→ **Task details**: Every record should be written out exactly, please.

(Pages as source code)
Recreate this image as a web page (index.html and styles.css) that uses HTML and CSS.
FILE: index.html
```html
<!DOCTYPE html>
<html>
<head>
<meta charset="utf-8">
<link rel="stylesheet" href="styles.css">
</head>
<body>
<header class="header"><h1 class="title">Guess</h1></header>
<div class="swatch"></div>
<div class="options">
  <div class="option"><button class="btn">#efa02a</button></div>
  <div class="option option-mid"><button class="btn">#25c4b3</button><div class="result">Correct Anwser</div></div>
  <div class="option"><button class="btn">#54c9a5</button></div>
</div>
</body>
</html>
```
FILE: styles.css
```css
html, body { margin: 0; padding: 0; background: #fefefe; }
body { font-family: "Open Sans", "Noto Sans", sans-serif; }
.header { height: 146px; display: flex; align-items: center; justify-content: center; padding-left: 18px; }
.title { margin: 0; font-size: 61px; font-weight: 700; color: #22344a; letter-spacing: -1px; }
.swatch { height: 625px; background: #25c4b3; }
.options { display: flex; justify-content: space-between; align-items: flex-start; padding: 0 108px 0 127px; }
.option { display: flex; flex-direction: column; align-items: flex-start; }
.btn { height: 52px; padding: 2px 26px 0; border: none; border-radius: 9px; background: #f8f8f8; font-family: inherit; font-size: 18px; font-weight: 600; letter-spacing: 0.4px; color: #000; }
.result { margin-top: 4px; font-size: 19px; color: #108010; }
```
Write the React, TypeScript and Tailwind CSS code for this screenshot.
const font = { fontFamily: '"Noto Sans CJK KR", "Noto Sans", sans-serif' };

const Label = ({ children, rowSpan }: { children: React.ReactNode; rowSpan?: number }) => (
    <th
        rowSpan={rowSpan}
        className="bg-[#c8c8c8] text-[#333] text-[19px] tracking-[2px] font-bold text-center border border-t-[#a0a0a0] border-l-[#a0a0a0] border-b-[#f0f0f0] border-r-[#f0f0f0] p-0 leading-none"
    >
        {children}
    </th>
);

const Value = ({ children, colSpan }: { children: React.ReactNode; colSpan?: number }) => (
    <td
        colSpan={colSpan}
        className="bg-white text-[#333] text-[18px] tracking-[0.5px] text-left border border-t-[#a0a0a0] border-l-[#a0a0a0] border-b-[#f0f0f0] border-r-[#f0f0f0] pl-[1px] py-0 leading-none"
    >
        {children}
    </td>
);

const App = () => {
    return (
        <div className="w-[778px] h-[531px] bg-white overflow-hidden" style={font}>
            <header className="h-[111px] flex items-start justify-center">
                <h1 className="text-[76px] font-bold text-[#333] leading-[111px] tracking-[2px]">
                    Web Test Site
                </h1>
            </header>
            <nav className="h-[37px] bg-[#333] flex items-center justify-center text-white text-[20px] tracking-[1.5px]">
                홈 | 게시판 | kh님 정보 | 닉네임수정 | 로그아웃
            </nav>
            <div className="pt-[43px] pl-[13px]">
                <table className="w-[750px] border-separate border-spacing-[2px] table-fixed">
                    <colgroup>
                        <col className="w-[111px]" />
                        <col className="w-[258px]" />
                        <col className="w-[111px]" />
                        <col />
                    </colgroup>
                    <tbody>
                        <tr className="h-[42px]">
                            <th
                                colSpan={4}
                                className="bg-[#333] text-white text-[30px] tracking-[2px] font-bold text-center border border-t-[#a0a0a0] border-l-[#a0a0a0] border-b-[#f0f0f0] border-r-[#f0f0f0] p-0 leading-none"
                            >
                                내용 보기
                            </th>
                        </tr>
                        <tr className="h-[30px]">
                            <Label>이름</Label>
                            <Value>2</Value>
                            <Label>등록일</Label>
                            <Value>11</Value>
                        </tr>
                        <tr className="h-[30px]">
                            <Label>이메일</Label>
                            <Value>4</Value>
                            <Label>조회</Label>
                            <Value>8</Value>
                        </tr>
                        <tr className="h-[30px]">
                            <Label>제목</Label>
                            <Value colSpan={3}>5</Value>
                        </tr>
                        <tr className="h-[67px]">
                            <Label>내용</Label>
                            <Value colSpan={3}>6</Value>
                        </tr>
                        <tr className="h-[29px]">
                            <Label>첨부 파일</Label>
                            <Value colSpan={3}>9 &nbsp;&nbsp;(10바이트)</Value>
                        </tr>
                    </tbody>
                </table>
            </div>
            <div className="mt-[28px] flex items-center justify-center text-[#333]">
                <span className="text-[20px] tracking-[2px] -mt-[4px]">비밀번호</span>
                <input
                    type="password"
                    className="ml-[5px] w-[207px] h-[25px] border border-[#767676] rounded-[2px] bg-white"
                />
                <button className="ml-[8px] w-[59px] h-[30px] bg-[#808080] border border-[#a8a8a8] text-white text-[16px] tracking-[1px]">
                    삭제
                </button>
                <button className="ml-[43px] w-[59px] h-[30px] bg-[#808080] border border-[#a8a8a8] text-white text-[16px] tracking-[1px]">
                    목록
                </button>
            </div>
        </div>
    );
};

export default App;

→ **Reply to the exercise**:
Recreate this image as a web page (index.html and styles.css) that uses HTML and CSS.
FILE: index.html
```html
<!DOCTYPE html>
<html>
<head>
<meta charset="utf-8">
<link rel="stylesheet" href="styles.css">
</head>
<body>
<header class="header"><h1 class="title">Guess</h1></header>
<div class="swatch"></div>
<div class="options">
  <div class="option"><button class="btn">#efa02a</button></div>
  <div class="option option-mid"><button class="btn">#25c4b3</button><div class="result">Correct Anwser</div></div>
  <div class="option"><button class="btn">#54c9a5</button></div>
</div>
</body>
</html>
```
FILE: styles.css
```css
html, body { margin: 0; padding: 0; background: #fefefe; }
body { font-family: "Open Sans", "Noto Sans", sans-serif; }
.header { height: 146px; display: flex; align-items: center; justify-content: center; padding-left: 18px; }
.title { margin: 0; font-size: 61px; font-weight: 700; color: #22344a; letter-spacing: -1px; }
.swatch { height: 625px; background: #25c4b3; }
.options { display: flex; justify-content: space-between; align-items: flex-start; padding: 0 108px 0 127px; }
.option { display: flex; flex-direction: column; align-items: flex-start; }
.btn { height: 52px; padding: 2px 26px 0; border: none; border-radius: 9px; background: #f8f8f8; font-family: inherit; font-size: 18px; font-weight: 600; letter-spacing: 0.4px; color: #000; }
.result { margin-top: 4px; font-size: 19px; color: #108010; }
```
Write the React, TypeScript and Tailwind CSS code for this screenshot.
const font = { fontFamily: '"Noto Sans CJK KR", "Noto Sans", sans-serif' };

const Label = ({ children, rowSpan }: { children: React.ReactNode; rowSpan?: number }) => (
    <th
        rowSpan={rowSpan}
        className="bg-[#c8c8c8] text-[#333] text-[19px] tracking-[2px] font-bold text-center border border-t-[#a0a0a0] border-l-[#a0a0a0] border-b-[#f0f0f0] border-r-[#f0f0f0] p-0 leading-none"
    >
        {children}
    </th>
);

const Value = ({ children, colSpan }: { children: React.ReactNode; colSpan?: number }) => (
    <td
        colSpan={colSpan}
        className="bg-white text-[#333] text-[18px] tracking-[0.5px] text-left border border-t-[#a0a0a0] border-l-[#a0a0a0] border-b-[#f0f0f0] border-r-[#f0f0f0] pl-[1px] py-0 leading-none"
    >
        {children}
    </td>
);

const App = () => {
    return (
        <div className="w-[778px] h-[531px] bg-white overflow-hidden" style={font}>
            <header className="h-[111px] flex items-start justify-center">
                <h1 className="text-[76px] font-bold text-[#333] leading-[111px] tracking-[2px]">
                    Web Test Site
                </h1>
            </header>
            <nav className="h-[37px] bg-[#333] flex items-center justify-center text-white text-[20px] tracking-[1.5px]">
                홈 | 게시판 | kh님 정보 | 닉네임수정 | 로그아웃
            </nav>
            <div className="pt-[43px] pl-[13px]">
                <table className="w-[750px] border-separate border-spacing-[2px] table-fixed">
                    <colgroup>
                        <col className="w-[111px]" />
                        <col className="w-[258px]" />
                        <col className="w-[111px]" />
                        <col />
                    </colgroup>
                    <tbody>
                        <tr className="h-[42px]">
                            <th
                                colSpan={4}
                                className="bg-[#333] text-white text-[30px] tracking-[2px] font-bold text-center border border-t-[#a0a0a0] border-l-[#a0a0a0] border-b-[#f0f0f0] border-r-[#f0f0f0] p-0 leading-none"
                            >
                                내용 보기
                            </th>
                        </tr>
                        <tr className="h-[30px]">
                            <Label>이름</Label>
                            <Value>2</Value>
                            <Label>등록일</Label>
                            <Value>11</Value>
                        </tr>
                        <tr className="h-[30px]">
                            <Label>이메일</Label>
                            <Value>4</Value>
                            <Label>조회</Label>
                            <Value>8</Value>
                        </tr>
                        <tr className="h-[30px]">
                            <Label>제목</Label>
                            <Value colSpan={3}>5</Value>
                        </tr>
                        <tr className="h-[67px]">
                            <Label>내용</Label>
                            <Value colSpan={3}>6</Value>
                        </tr>
                        <tr className="h-[29px]">
                            <Label>첨부 파일</Label>
                            <Value colSpan={3}>9 &nbsp;&nbsp;(10바이트)</Value>
                        </tr>
                    </tbody>
                </table>
            </div>
            <div className="mt-[28px] flex items-center justify-center text-[#333]">
                <span className="text-[20px] tracking-[2px] -mt-[4px]">비밀번호</span>
                <input
                    type="password"
                    className="ml-[5px] w-[207px] h-[25px] border border-[#767676] rounded-[2px] bg-white"
                />
                <button className="ml-[8px] w-[59px] h-[30px] bg-[#808080] border border-[#a8a8a8] text-white text-[16px] tracking-[1px]">
                    삭제
                </button>
                <button className="ml-[43px] w-[59px] h-[30px] bg-[#808080] border border-[#a8a8a8] text-white text-[16px] tracking-[1px]">
                    목록
                </button>
            </div>
        </div>
    );
};

export default App;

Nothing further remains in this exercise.